Negli anni Ottanta ha conquistato l’Italia a suon di pugni sul ring, ma Nino La Rocca, al di là di quanto possano suggerire un nome e un cognome che più italiano non si può, figlio di un maliano paracadutista dell’esercito coloniale francese e di una siciliana, per ottenere la nostra cittadinanza ha dovuto sudare più che nella sua carriera da pugile. Saltellare sul quadrato, girare attorno all’avversario, schernirlo, non gli costava particolare fatica: le sue gambe facevano tutto. Non a caso gli americani quel pugile di colore lo chiamavano: “The Italian Ali” Era con quella boxe spettacolare, istintiva, fatta di linguacce e provocazioni belle e buone, di colpi rotanti e piroette, che Nino La Rocca si è meritato un posto nella storia sportiva italiana e non solo. Lo ha fatto al netto di una carriera che si è scontrata al suo apice con una delusione atroce: il ko rimediato dal texano Donald Curry, soprannominato il “Cobra”, a Montecarlo il 22 settembre 1984, nel match valido per la Corona Mondiale dei Pesi Welter W.B.A.-I.B.F.



NINO LA ROCCA E LA CITTADINANZA ITALIANA

Di Nino La Rocca si parla questa sera a “Quelli della Luna”, il programma di Giampiero Mughini in onda su Rete 4. Una storia che scommettiamo essere definita “lunatica”, in virtù di un talento pugilistico non trascurabile, ma sempre snobbato dagli “esperti” che in quel boxeur non vedevano la potenza necessaria per ottenere risultati importanti. Forse avevano ragione loro, forse i suoi pugni non erano abbastanza duri per issarlo sul tetto del mondo, ma di certo non gli hanno impedito di arrivare su quello d’Europa. Lo ha fatto con coraggio e perseveranza, replicando con orgoglio anche ad una sconfitta sfortuna e cocente nel primo match per la corona continentale, quando una testata del francese Gilles Elbilia lo costrinse all’abbandono. In quegli anni di folle innamoramento degli italiani, era solito rimbalzare da un salotto tv all’altro, ospite della Carrà o di Costanzo, per chiedere la cittadinanza: alla fine dovette muoversi il Presidente della Repubblica in persona, Sandro Pertini.

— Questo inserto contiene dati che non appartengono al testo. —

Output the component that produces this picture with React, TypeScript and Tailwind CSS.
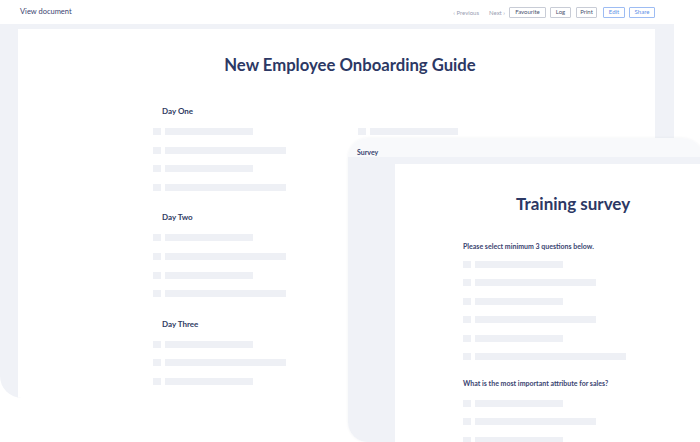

NINO LA ROCCA: “HO AVUTO E DATO TANTO”

In un’intervista di qualche tempo fa a La Gazzetta dello Sport, fu lo stesso Nino La Rocca ad ammettere:”In tv ripetevo “Pertini pensaci tu”. Un giorno il presidente chiamò in diretta mentre ero da Minà. E al Quirinale mi ha dato i documenti”. Da italiano ha combattuto per il Mondiale:”Ero fiero di questo: quel match l’ho perso male, sì. Ma sono salito sul ring svuotato per i tanti rinvii. Non potevo vincere”. Nino La Rocca è riuscito però a riscattarsi, cinque anni dopo, conquistando il titolo europeo:”Non è stato facile ripartire, ma ero tornato su buoni livelli. Il rimpianto più grande non è il Mondiale perso: mi hanno fatto smettere a 30 anni. Ho detto cose che non dovevo, tipo che la politica è la rovina dello sport. (…) Ho avuto tanto e ho dato tanto. Il futuro? Mai mollare: fare l’attore mi piace, vorrei continuare. Nel frattempo cerco d’insegnare il pugilato ai ragazzi qui in palestra, ma è dura. Ah, vorrei scrivere un libro: qualcuno mi aiuta?”.